L'image évoquée résume déjà le message que le cardinal ombrien veut proposer non seulement aux Pères synodaux, mais au monde catholique tout entier: dans une société où la sécularisation «sape l'appartenance de masse à l'Église», il serait trompeur de poursuivre «l'appartenance numérique, à travers le désengagement dans la formation et l'ouverture sans discrimination, provoquant un aplatissement généralisé vers le bas.»

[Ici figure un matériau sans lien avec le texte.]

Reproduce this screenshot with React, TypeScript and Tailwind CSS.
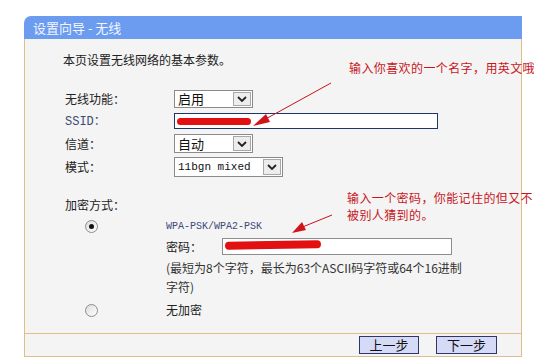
const cjk = "font-['SimSun','Noto_Sans_CJK_SC',sans-serif]";
const mono = "font-['Liberation_Mono','Noto_Sans_CJK_SC',monospace]";

const Chevron = () => (
  <svg width="10" height="6" viewBox="0 0 10 6">
    <polyline points="1,1 5,5 9,1" fill="none" stroke="#222" strokeWidth="1.8" />
  </svg>
);

const Select = ({ value, width, monoText }: { value: string; width: string; monoText?: boolean }) => (
  <div className={`flex h-full ${width} border border-[#8a8a8a] bg-white`}>
    <div className={`flex-1 pl-[3px] flex items-center text-[#111] ${monoText ? `${mono} text-[11px]` : "text-[13px]"}`}>
      {value}
    </div>
    <div className="w-[18px] m-[1px] border border-[#a8a8a8] bg-[#ededed] flex items-center justify-center">
      <Chevron />
    </div>
  </div>
);

const Radio = ({ checked }: { checked?: boolean }) => (
  <div className="w-[13px] h-[13px] rounded-full border border-[#8c8c8c] bg-gradient-to-br from-[#dcdcdc] to-white flex items-center justify-center">
    {checked && <div className="w-[5px] h-[5px] rounded-full bg-[#111]" />}
  </div>
);

const Scribble = ({ className }: { className: string }) => (
  <div className={`absolute rounded-full bg-[#e21010] ${className}`} />
);

export default function App() {
  return (
    <div className={`relative w-[534px] h-[363px] bg-white overflow-hidden text-[12px] text-[#222] ${cjk}`}>
      <div className="ml-[24px] pt-[16px] w-[498px]">
        <div className="h-[23px] bg-[#6b9cef] rounded-tl-[7px] pl-[9px] leading-[23px] text-[13px] text-[#f2f5ff] whitespace-pre">
          设置向导 - 无线
        </div>
        <div className="border-x border-b border-[#e0bd8a] bg-[#f4f4f4]">
          <div className="h-[294px] pl-[38px] pt-[13px] flex flex-col">
            <div className="leading-[16px]">本页设置无线网络的基本参数。</div>

            <div className="mt-[22px] h-[18px] flex items-center">
              <div className="w-[111px] pl-[2px]">无线功能：</div>
              <Select value="启用" width="w-[79px]" />
            </div>
            <div className="mt-[5px] h-[16px] flex items-center">
              <div className={`w-[111px] pl-[2px] ${mono} text-[12px] text-[#3c4a6e]`}>SSID<span className={cjk}>：</span></div>
              <div className="relative h-full w-[264px] border border-[#1f3768] bg-white">
                <Scribble className="left-[2px] top-[4px] w-[74px] h-[7px]" />
              </div>
            </div>
            <div className="mt-[5px] h-[19px] flex items-center">
              <div className="w-[111px] pl-[2px]">信道：</div>
              <Select value="自动" width="w-[79px]" />
            </div>
            <div className="mt-[4px] h-[20px] flex items-center">
              <div className="w-[111px] pl-[2px]">模式：</div>
              <Select value="11bgn mixed" width="w-[109px]" monoText />
            </div>

            <div className="mt-[20px] leading-[16px] pl-[2px]">加密方式：</div>
            <div className="mt-[5px] h-[16px] flex items-center">
              <div className="w-[103px] pl-[22px]"><Radio checked /></div>
              <div className={`${mono} text-[10px] text-[#3b4a7a]`}>WPA-PSK/WPA2-PSK</div>
            </div>
            <div className="mt-[4px] h-[17px] flex items-center">
              <div className="w-[103px]" />
              <div className="w-[56px]">密码：</div>
              <div className="relative h-full w-[230px] border border-[#8d8d8d] bg-white">
                <Scribble className="left-[2px] top-[2px] w-[96px] h-[8px] -rotate-1" />
              </div>
            </div>
            <div className="mt-[3px] flex">
              <div className="w-[103px]" />
              <div className="leading-[19px] text-[#333]">
                (最短为8个字符，最长为63个ASCII码字符或64个16进制
                <br />
                字符)
              </div>
            </div>
            <div className="mt-[6px] h-[16px] flex items-center">
              <div className="w-[103px] pl-[22px]"><Radio /></div>
              <div>无加密</div>
            </div>
          </div>
          <div className="h-[23px] border-t border-[#e0bd8a] flex items-center justify-end gap-[17px] pr-[24px]">
            <button className="w-[60px] h-[18px] bg-[#d5dbf7] border border-[#2e3768] text-[13px] leading-[16px] text-[#111]">上一步</button>
            <button className="w-[61px] h-[18px] bg-[#d5dbf7] border border-[#2e3768] text-[13px] leading-[16px] text-[#111]">下一步</button>
          </div>
        </div>
      </div>

      <div className="absolute left-[349px] top-[60px] whitespace-nowrap text-[12px] tracking-[0.4px] leading-[16px] text-[#c8161c]">
        输入你喜欢的一个名字，用英文哦
      </div>
      <div className="absolute left-[347px] top-[189px] whitespace-nowrap text-[12px] tracking-[0.4px] leading-[17px] text-[#c8161c]">
        <div>输入一个密码，你能记住的但又不</div>
        <div>被别人猜到的。</div>
      </div>

      <svg className="absolute left-0 top-0" width="534" height="363">
        <line x1="331" y1="83" x2="262" y2="121" stroke="#c4141a" strokeWidth="1" />
        <polygon points="253,126 266,114 270,122" fill="#d0141a" />
        <line x1="332" y1="215" x2="300" y2="228" stroke="#c4141a" strokeWidth="1" />
        <polygon points="292,233 302,222 306,230" fill="#d0141a" />
      </svg>
    </div>
  );
}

Ennio Antonelli, 79 ans, consacré évêque en 1982 (d'abord à Gubbio, puis à Pérouse), a été pasteur de Florence pendant sept ans à partir de 2001; créé cardinal par le pape Wojtyla en 2003, il a été chargé par Benoît XVI de présider le Conseil Pontifical pour la Famille de 2008 à 2012, jusqu'à sa démission pour raison d'âge. Il a été le secrétaire général de la CEI, de 1995 à 2001. Sa proposition d'aujourd'hui est écrite - comme l'observe dans la préface, le cardinal Elio Sgreccia - «dans un esprit d'humilité et de parresia (!!) et dans un style simple et transparent»: donc aucun verbiage, aucune fumisterie, aucune contorsion dans le bref essai, mais une réflexion sur le mariage chrétien qui, fruit aussi de l'épaisseur culturelle de l'auteur, se déroule sans fioritures et sans possibles équivoques. En ces temps, ce n'est pas rien. Tout le monde pourra ensuite décider d'accepter tout ou partie, ou de ne pas accueillir du tout les suggestions de l'auteur.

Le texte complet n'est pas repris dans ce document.